Monday, April 10, 2006

Fruitcakes

I have actually very little time for UKIP. Since 1997 its principal objective seems to have been the prevention of Conservative victory in parliamentary and European elections. Its interventions have helped Labour and the Liberal Democrats by splitting off enough Conservative votes to enable candidates from those two parties - often, in fact usually, far more enthusiastic about the EU and all its works than the defeated Tory candidate - to be elected on a minority vote. That is how Edward Davey came to be our MP in Kingston & Surbiton by 56 votes in 1997. In 2004 they bit deeply into our vote in the European election and lost us, in London, an excellent MEP in the person of Richard Balfe. Last May they almost certainly did contribute to the loss of or failure to gain about 27 seats in Parliament. None of this has advanced by one inch the stated UKIP claim of bringing about the separation of the UK from the EU. UKIP actually helps the victory of the Euro-enthusiast left and thereby achieves precisely the opposite of its stated aim. I cannot believe that its leaders are unaware of this.
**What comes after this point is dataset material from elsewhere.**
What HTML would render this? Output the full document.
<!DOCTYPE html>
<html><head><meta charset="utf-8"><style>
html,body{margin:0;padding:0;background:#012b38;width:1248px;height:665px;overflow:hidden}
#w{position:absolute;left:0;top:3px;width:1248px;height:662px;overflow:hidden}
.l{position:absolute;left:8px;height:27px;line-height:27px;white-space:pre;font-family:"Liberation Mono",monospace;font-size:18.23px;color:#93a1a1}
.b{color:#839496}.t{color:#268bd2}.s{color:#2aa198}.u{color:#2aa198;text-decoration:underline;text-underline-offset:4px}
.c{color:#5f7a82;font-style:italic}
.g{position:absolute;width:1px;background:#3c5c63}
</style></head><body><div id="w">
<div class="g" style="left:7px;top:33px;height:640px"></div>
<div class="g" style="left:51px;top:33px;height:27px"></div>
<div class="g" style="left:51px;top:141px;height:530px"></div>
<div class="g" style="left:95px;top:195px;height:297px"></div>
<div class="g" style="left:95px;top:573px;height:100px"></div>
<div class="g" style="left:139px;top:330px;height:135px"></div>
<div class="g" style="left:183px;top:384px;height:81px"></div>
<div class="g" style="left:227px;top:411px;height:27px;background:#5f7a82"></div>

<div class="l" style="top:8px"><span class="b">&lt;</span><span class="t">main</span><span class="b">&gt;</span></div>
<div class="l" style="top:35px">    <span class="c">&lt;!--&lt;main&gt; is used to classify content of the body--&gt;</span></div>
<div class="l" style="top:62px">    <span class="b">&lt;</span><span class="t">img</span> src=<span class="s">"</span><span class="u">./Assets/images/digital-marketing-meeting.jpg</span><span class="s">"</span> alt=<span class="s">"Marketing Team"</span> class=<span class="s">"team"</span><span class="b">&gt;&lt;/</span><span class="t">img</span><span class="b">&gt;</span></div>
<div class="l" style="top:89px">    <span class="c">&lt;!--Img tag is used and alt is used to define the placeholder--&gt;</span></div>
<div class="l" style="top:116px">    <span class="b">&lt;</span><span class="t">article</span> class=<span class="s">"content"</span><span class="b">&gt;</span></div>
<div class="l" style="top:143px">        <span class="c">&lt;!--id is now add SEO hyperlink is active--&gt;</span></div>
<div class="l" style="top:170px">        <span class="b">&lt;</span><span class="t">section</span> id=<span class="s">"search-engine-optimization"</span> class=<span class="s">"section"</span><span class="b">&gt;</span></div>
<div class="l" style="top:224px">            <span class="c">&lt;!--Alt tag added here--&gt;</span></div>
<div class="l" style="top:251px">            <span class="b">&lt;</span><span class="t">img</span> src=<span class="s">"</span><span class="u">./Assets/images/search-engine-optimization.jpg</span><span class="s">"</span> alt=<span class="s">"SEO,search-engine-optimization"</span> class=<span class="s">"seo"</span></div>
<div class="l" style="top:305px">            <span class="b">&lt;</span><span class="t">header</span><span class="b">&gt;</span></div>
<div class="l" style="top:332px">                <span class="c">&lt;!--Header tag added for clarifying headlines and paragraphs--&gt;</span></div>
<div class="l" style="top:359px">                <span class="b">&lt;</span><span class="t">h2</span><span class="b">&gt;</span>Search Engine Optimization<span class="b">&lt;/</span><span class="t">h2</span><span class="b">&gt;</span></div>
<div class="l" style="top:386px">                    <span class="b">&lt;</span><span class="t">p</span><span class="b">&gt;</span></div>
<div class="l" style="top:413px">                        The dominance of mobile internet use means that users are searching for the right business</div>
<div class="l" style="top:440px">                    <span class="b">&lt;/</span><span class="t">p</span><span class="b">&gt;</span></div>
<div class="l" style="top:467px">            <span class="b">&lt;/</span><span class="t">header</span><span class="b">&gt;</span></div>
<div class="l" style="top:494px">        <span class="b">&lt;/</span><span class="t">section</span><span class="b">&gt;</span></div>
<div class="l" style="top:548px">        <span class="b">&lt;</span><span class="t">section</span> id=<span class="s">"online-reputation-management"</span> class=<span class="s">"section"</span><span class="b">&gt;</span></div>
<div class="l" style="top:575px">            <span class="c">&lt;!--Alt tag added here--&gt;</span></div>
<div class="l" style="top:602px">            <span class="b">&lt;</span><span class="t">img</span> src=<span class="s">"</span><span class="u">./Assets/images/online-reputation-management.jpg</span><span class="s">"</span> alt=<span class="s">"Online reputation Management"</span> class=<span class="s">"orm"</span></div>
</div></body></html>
So do I agree with David Cameron's remarks about 'fruitcakes' or Michael Howard's earlier comments about 'political gadflies'?

No. Both were ill-judged and did UKIP more good than harm, partly by gratuitously boosting their importance at a time when they were hardly even registering on the national political consciousness. Anyone who has studied the political history of contemporary Britain must be aware that such name-calling can severely backfire on the people who do it. Who was the Labour minister in Attlee's post-war government who rashly referred to the Tories as 'vermin' - only to see a number of Tory MPs proudly sporting badges with 'VERMIN' written on them

Whatever one might think of the leaders, the ordinary folk who vote for their candidates do so for the most part from a sincerely held conviction that the EU lies at the heart of much that distresses them about contemporary Britain, such as our seeming impotence in the face of criminality and the erosion of our civil liberties, the collapse of discipline in schools and families and all that is involved in political correctness. These are not fruitcakes or gadflies. They are decent people who have traditionally looked to the Conservative Party as their natural home.

If we're going to win power, we want them back - and we must realise that there is no contradiction between getting them back and earning the support of the 'middle ground' in British politics. Anyone who thinks there is is just plain wrong.